Deep Learning CT Image Restoration using System Blur and Noise Models
Yijie Yuan, Grace J. Gang, J. Webster Stayman
TL;DR
This work tackles CT image restoration under varying blur and noise by introducing auxiliary inputs that encode system blur and noise properties. It integrates these priors into CNN blocks via input-variant, weight-variant, and mixed approaches within a U-Net framework, and evaluates across three degradation scenarios using PSNR. Results show that incorporating auxiliary information consistently improves restoration, with the mixed model delivering the strongest gains, particularly under combined blur and noise and anisotropic degradation. The approach provides a flexible, generalizable framework for conditioning deep networks on physical degradation models, with potential impact on diagnostic CT image quality and quantitative biomarker reliability.
Abstract
The restoration of images affected by blur and noise has been widely studied and has broad potential for applications including in medical imaging modalities like computed tomography (CT).
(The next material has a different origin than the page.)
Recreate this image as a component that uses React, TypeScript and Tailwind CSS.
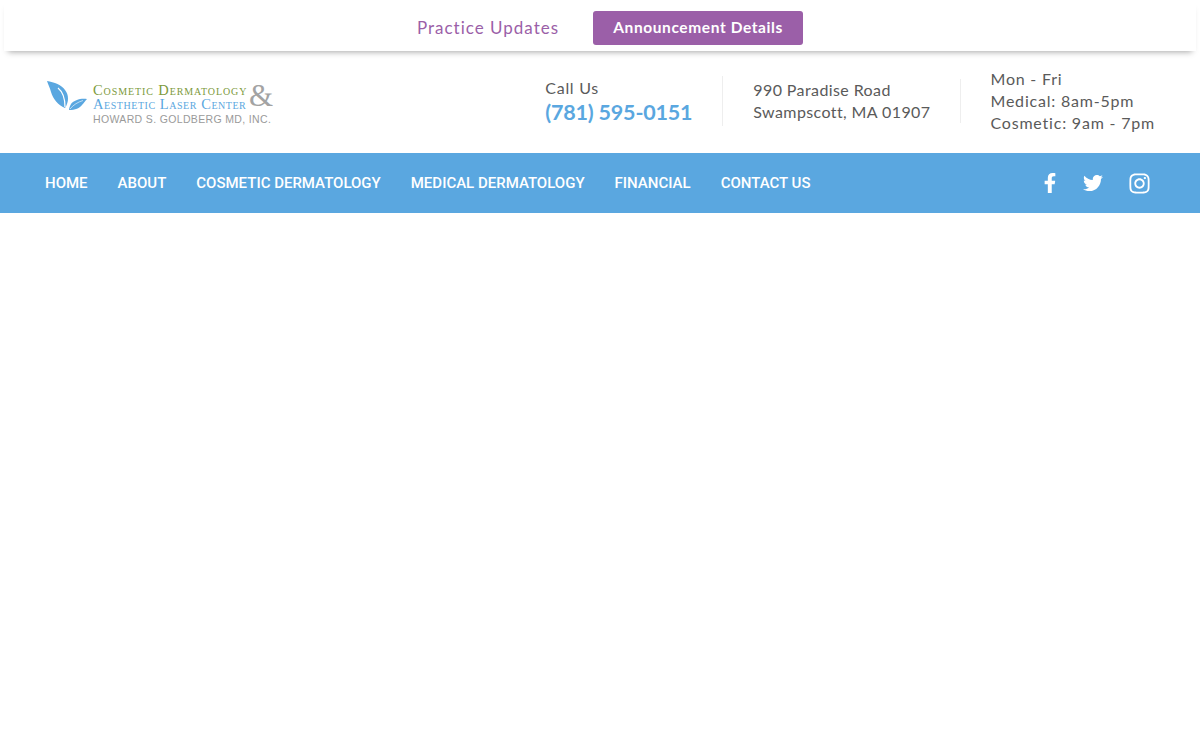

Although the blur and noise in CT images can be attributed to a variety of system factors, these image properties can often be modeled and predicted accurately and used in classical restoration approaches for deconvolution and denoising. In classical approaches, simultaneous deconvolution and denoising can be challenging and often represent competing goals. Recently, deep learning approaches have demonstrated the potential to enhance image quality beyond classic limits; however, most deep learning models attempt a blind restoration problem and base their restoration on image inputs alone without direct knowledge of the image noise and blur properties. In this work, we present a method that leverages both degraded image inputs and a characterization of the system blur and noise to combine modeling and deep learning approaches. Different methods to integrate these auxiliary inputs are presented. Namely, an input-variant and a weight-variant approach wherein the auxiliary inputs are incorporated as a parameter vector before and after the convolutional block, respectively, allowing easy integration into any CNN architecture. The proposed model shows superior performance compared to baseline models lacking auxiliary inputs. Evaluations are based on the average Peak Signal-to-Noise Ratio (PSNR), selected examples of good and poor performance for varying approaches, and an input space analysis to assess the effect of different noise and blur on performance. Results demonstrate the efficacy of providing a deep learning model with auxiliary inputs, representing system blur and noise characteristics, to enhance the performance of the model in image restoration tasks.